Though much more subdued than his other collaborations with Klaus Kinski, Stroszek is a compelling departure for Werner Herzog. Stroszek depicts a cast of miscreants banding together and leaving Germany to find a better life in Wisconsin. This new life, once full of promise, eventually disintegrates—leaving an impression of American decay, and one depicted through a uniquely Herzogian point of view. LANCE CHESS Fifth Avenue Cinema.
Suck My Flick Film Night
A night of homemade short films. More info: portlandfilm.org. Alberta Street Public House.
To Save a Life
A Christian teen drama involving suicide and reaching out to "help new friends." ("To Save a Life doesn't shy away from tough topics," the film's website notes, explaining its PG-13 rating.) We weren't alerted of the film's existence in time to review it, but the publicist lady who let us know about it was super nice, so we aren't going to say anything snotty. Various Theaters.

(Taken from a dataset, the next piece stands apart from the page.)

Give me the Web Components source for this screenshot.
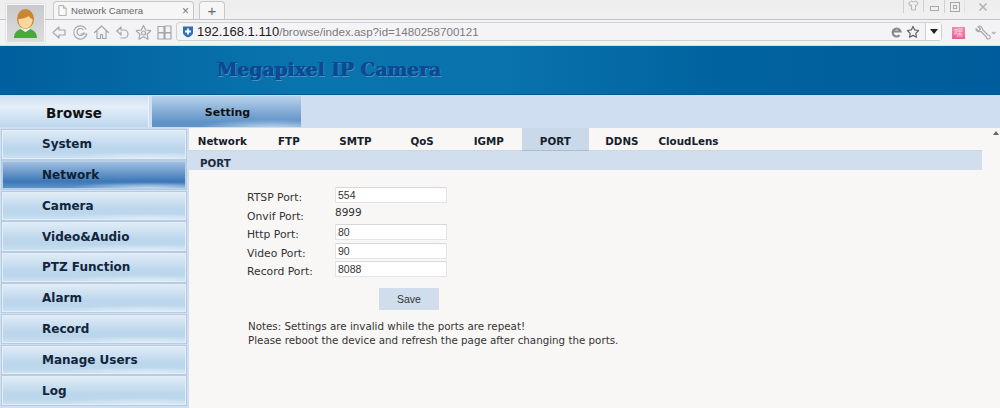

See review. Various Theaters.
See My, What a Busy Week! Cinema 21.
Up in the Air
Up in the Air is beautifully and cleanly shot by cinematographer Eric Steelberg. It marks, by far, the best turn yet from director Jason Reitman; sharp and clever and clear, it's a distinct improvement from his previous films, Thank You for Smoking and Juno. It features two of the year's best performances—props, George Clooney and Anna Kendrick—and an impressive slew of other performances from Vera Farmiga, Jason Bateman, Melanie Lynskey, and Danny McBride. J.K. Simmons, Sam Elliott, and Zach Galifianakis show up, too, and if that's not enough, it also features a cameo by Young MC. (If that last bit doesn't push the film to the top of your must-see list, then you are not someone I'd like to know.) Thanks to all the things listed above, Up in the Air is one of the better films you'll see this year. Thanks to a script—by Reitman and Sheldon Turner, loosely based on Walter Kirn's novel—that grows progressively less engaging, it's also a film that isn't as good as it should be. ERIK HENRIKSEN Various Theaters.
The Virgin Suicides
Sofia Coppola's first feature. Dunst before she was terrible. Various Theaters.